Ryan Hickman’s career as a recycling prodigy began with a crunch. A bunch of them, actually.

It was the crunching sound of aluminum cans and plastic bottles being compacted at the re-Planet facility near his San Juan Capistrano home in California, the United States, that caught his attention.

“I don’t remember that much about going, but I liked putting my hand through the holes. And I liked the sound of the crunching,” Hickman says as he enthusiastically makes crunching sounds.

He was hooked. Hickman was 3 years old at the time, still small enough for his dad to be carrying him in one arm while he popped cans and bottles into the receptacle. Now at 9 years of age, he has his own recycling business that has raised thousands of dollars for charity and has become somewhat of a national celebrity.

He announced to his parents a few days after that first visit that recycling would be his new business, then promptly told all the neighbors on his street the same. They quickly responded, and just like that a new path opened for the young entrepreneur.

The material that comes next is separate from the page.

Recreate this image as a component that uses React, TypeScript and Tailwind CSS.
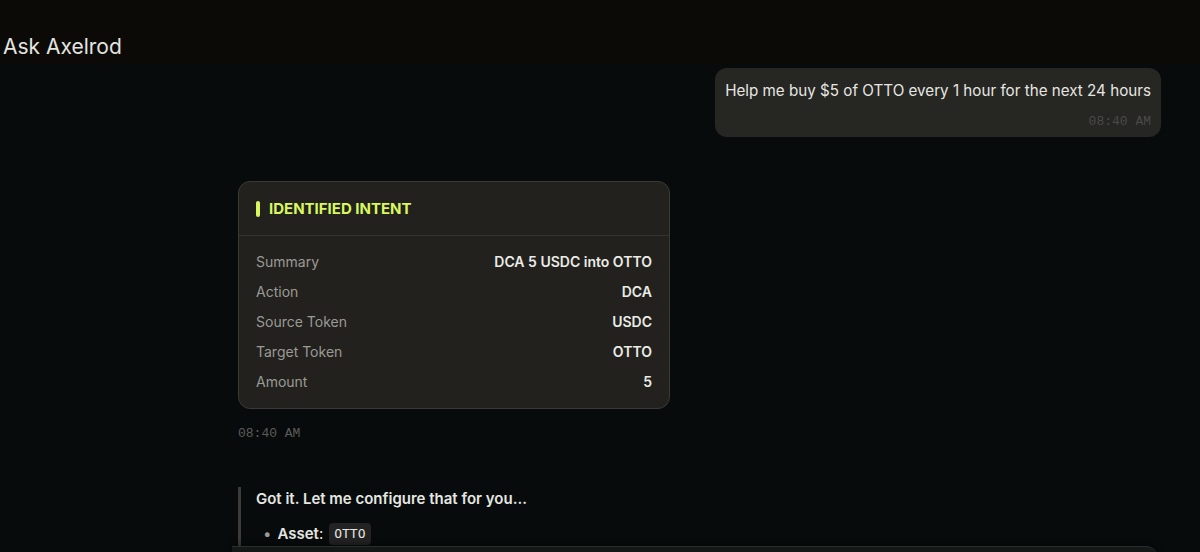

“I just wanted to get more cans and bottles,” Hickman says. His mom, Andrea, says collecting the bags was a great way for him to get to know the people in his neighborhood. A steady supply of recyclables began to flow from the neighbors, and the neighbors’ friends, and his parents’ coworkers.

At least three days a week — and after he’s done his homework — Hickman is out sorting plastic, aluminum and glass. The side yard of their house is filled with 16 recycling bins that Andrea says are “sorted out per his instructions.”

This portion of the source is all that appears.